Lithium-ion batteries were first discharged to 3.0 V at a constant current of 1C. Then, the lithium-ion batteries were charged to 4.8 V and 5 V at a constant current of 3C, and maintained at these constant voltages for 7 h. Criteria for passing this test are that no lithium-ion batteries caught fire or exploded. Ten lithium-ion batteries in each group were tested.

2. High-Temperature Storage Test

Lithium-ion batteries were charged to 4.4 V at a constant current of 1C, and then charged at a constant voltage until a current decreased to 0.05C. The lithium-ion batteries were placed in an 80° C. high temperature box and stored for 24 h, and swelling rates of the lithium-ion batteries were tested. Swelling rate=(Thickness of lithium-ion battery after test-Thickness of lithium-ion battery before test)×100%/(Thickness of lithium-ion battery before test).

3. Test for Adhesion Strength Under High Temperature

(1) Separators containing a coating layer were made into finished lithium-ion batteries.

(2) The finished lithium-ion batteries were fully discharged (discharged to 3.0 V at a direct current of 0.5C), and cut into to-be-stretched samples with a width of 20 mm and a length of 10 cm after disassembling. The samples were placed in a fume hood to air dry for 12 h. After air drying, the samples were bonded to 20 mm wide steel plates by using a double-sided tape, and the to-be-stretched samples were manually pre-stretched by 1 cm, so that peeling occurs at interfaces to form a 180° C. peeling test direction.

(3) The high temperature box was set to a target temperature. The high temperature box reached the target temperature±2° C. and maintained at that temperature for 5 min.

(4) The samples were placed in the high temperature box, and after the temperature reached the target temperature±2° C. and was maintained for 5 min, a tensile test was started on a tensile test machine.

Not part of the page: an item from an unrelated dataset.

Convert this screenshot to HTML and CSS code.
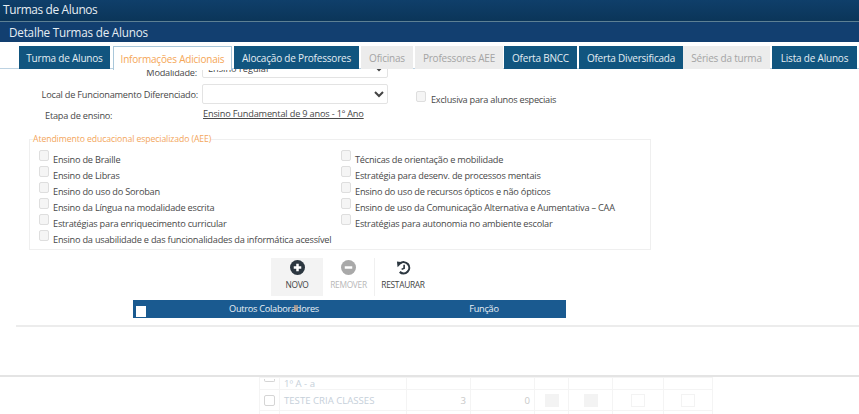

4. Differential Scanning Calorimetry Test

The lithium-ion batteries were disassembled after discharge, and powder of coating layers on surfaces of electrode plates and substrate layers of the separators was collected by scraping. The collected powder was washed with dimethyl carbonate (DMC), dried, and transferred to a crucible. Heat generation power and heat release power of the samples were measured at a temperature rise rate of 1° C./min

EXAMPLES AND COMPARATIVE EXAMPLES

Example 1

(1) Preparation of Positive Electrode Plate

A positive electrode active material lithium cobalt oxide (LiCoO₂), a conductive agent Super-P, and a binder polyvinylidene fluoride (PVDF) were mixed in a solvent N-methylpyrrolidone (NMP) at a mass ratio of 97:1.4:1.6, and the system was stirred by using a vacuum mixer to obtain a uniform positive electrode slurry. The positive electrode slurry was applied on a positive electrode current collector aluminum foil, and the aluminum foil was dried at 85° C. Then, after cold pressing, cutting, and slitting, drying was performed in vacuum at 85° C. for 4 h to obtain a positive electrode, or positive electrode plate.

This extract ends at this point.